A question for the poets: line breaks

I’m very hit or miss when it comes to liking poetry, and I most frequently miss with free verse, because part of what draws me to poetry is the rhythmic effect of meter. But I’ve taken to copying out poems I like in a small notebook, and a couple of the recent ones have been free verse — and in writing them down (which forces me to pay finer-grained attention to the arrangement of the words), I found myself reflecting on one of the things I find most puzzling about the style:

How do the poets decide where to break their lines?

In a poem with meter, the answer to that question is set for you, and the challenge is to figure out how much of your idea you’re going to put into a given line and how you’ll make it fit. But with that element gone, you can end your line anywhere you choose. Sometimes I can see why the choice was made in a certain way; for example, two lines might be structured so that they echo one another, and the positioning of the break draws your attention to the similarity. But other times, it seems to be completely arbitrary.
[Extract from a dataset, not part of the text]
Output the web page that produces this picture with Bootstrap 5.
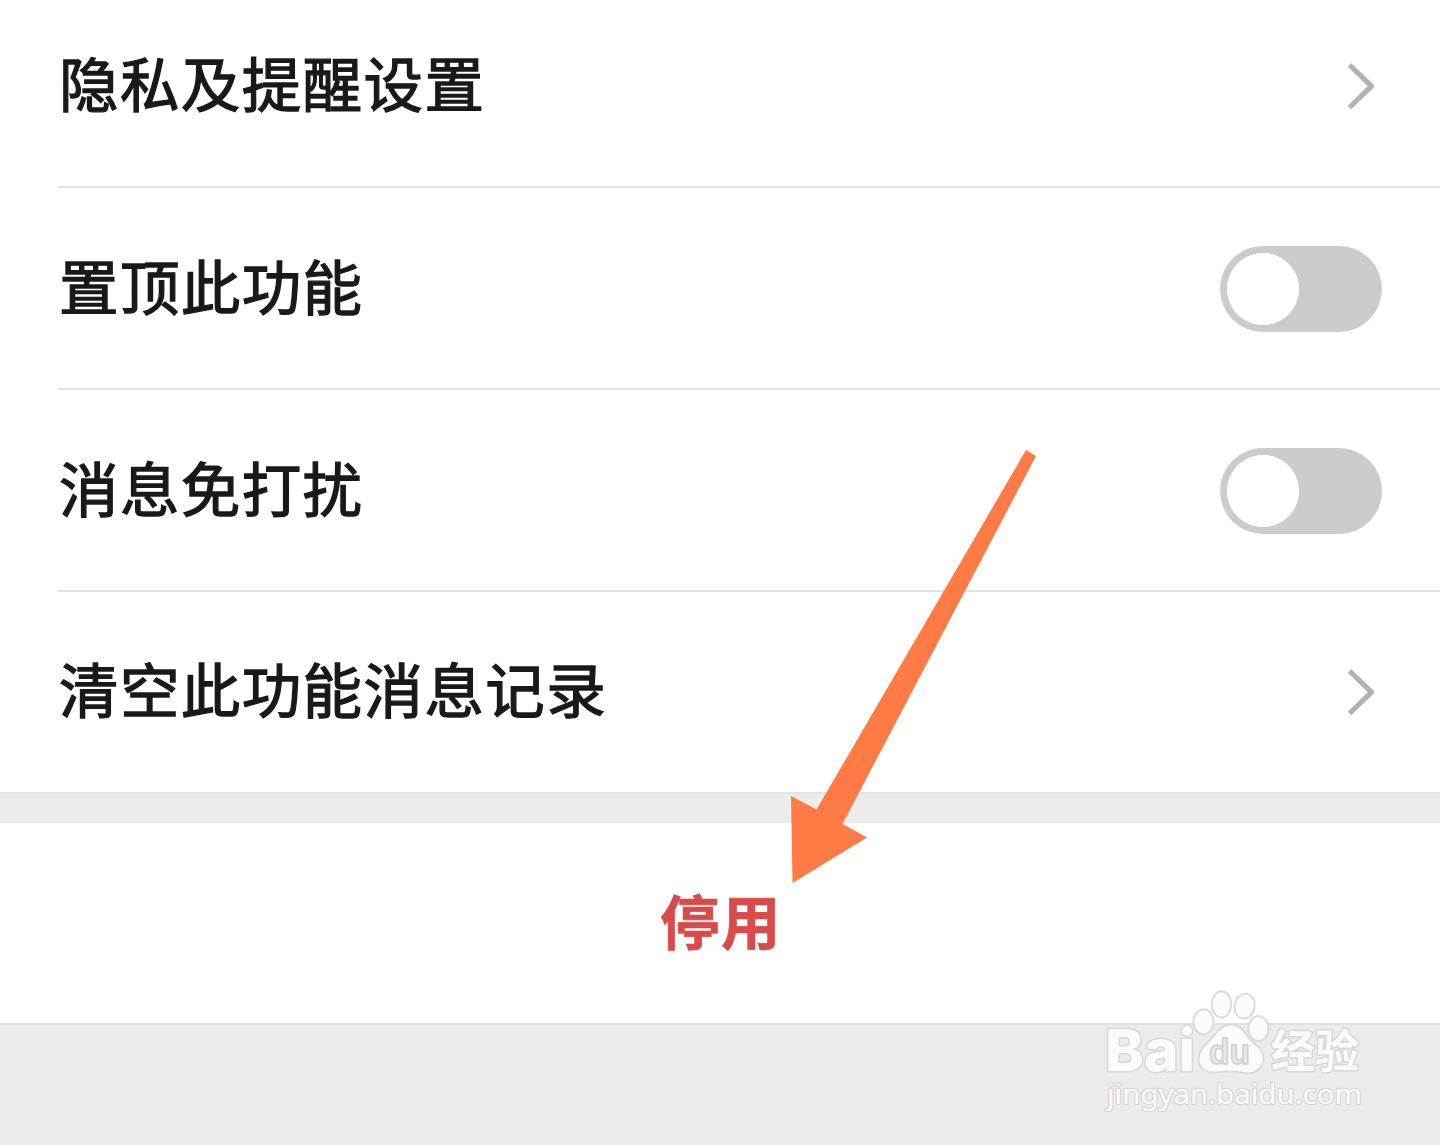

And yet I’m sure there’s an aesthetic principle, or more than one, guiding the decision. So my question for the poets among you is: what are those principles? If you were critiquing a poem, what would make you say “it would be better if you moved this word down to the next line/joined these two lines together/broke this one apart”? What are you looking at, or for, when you give someone feedback like that, or choose the placement of the breaks in your own work?

I feel like, if I understood this, I might enjoy free verse more. Because things that register on me as arbitrary are rarely impressive, so seeing through to the underlying reason might increase my appreciation.